Reactionary Rhetoric and Liberal Legal Academia

Justin Driver

Abstract

As celebrations mark the fiftieth anniversary of the Civil Rights Act of 1964, it is essential to recover the arguments mainstream critics made in opposing what has become a sacrosanct piece of legislation. Prominent legal scholarship now appears to misapprehend the nature of that mainstream opposition, contending it assumed more aggressive forms than it actually did. Upon examining the actual arguments respected figures wielded against the Civil Rights Act during the 1960s, certain patterns of argumentation become almost immediately apparent.
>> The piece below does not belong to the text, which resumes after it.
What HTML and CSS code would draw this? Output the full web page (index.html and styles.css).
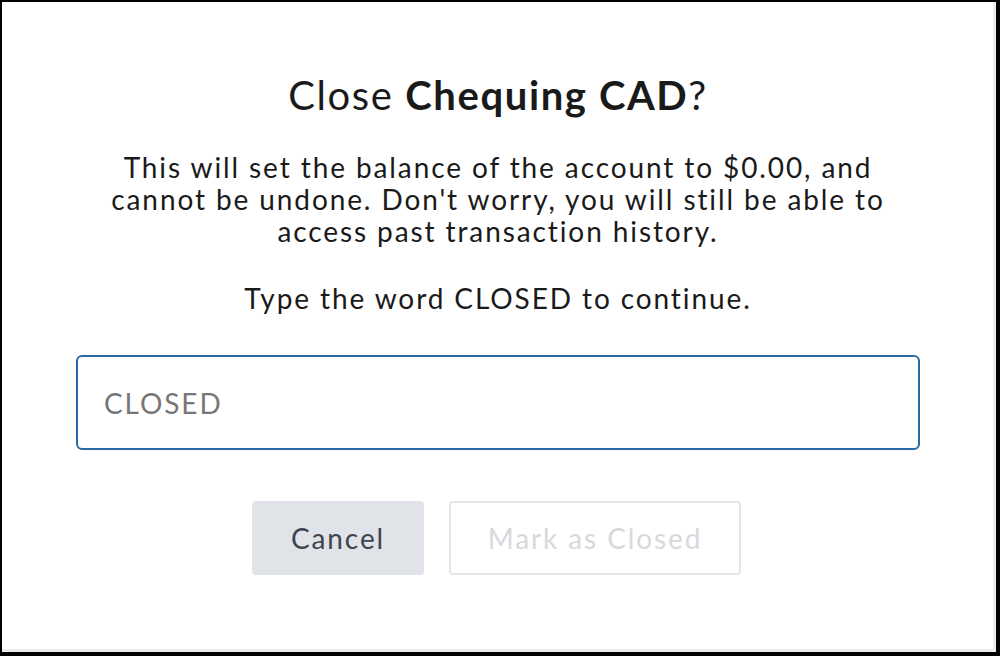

Mainstream critics consistently opposed the legislation not by challenging it head on, but instead by employing three standard arguments that Professor Albert O. Hirschman's The Rhetoric of Reaction identified as sounding variously in perversity, futility, and jeopardy. In addition to demonstrating how Hirschman's taxonomy illuminates mainstream opposition to the Civil Rights Act, this essay proceeds to argue that modern legal academia accords The Rhetoric of Reaction inadequate attention. That is so because the forms of argument Hirschman explored now frequently appear in what would initially seem an improbable place: the scholarship of liberal constitutional law professors. Left-leaning legal scholars often propose revised assessments of high-profile Supreme Court opinions, asserting that-properly understood-those opinions have had perverse effects, ended up being futile, or jeopardized some larger achievement. Legal scholars also deploy such reactionary rhetoric prospectively, warning about the dangers that they assert will accompany future efforts to issue progressive judicial decisions. Given the prevalence of reactionary rhetoric among liberal law professors, it is crucial both to grapple with the reasons that may explain its current ascendance and to identify some of the undesirable consequences that could flow from its common usage.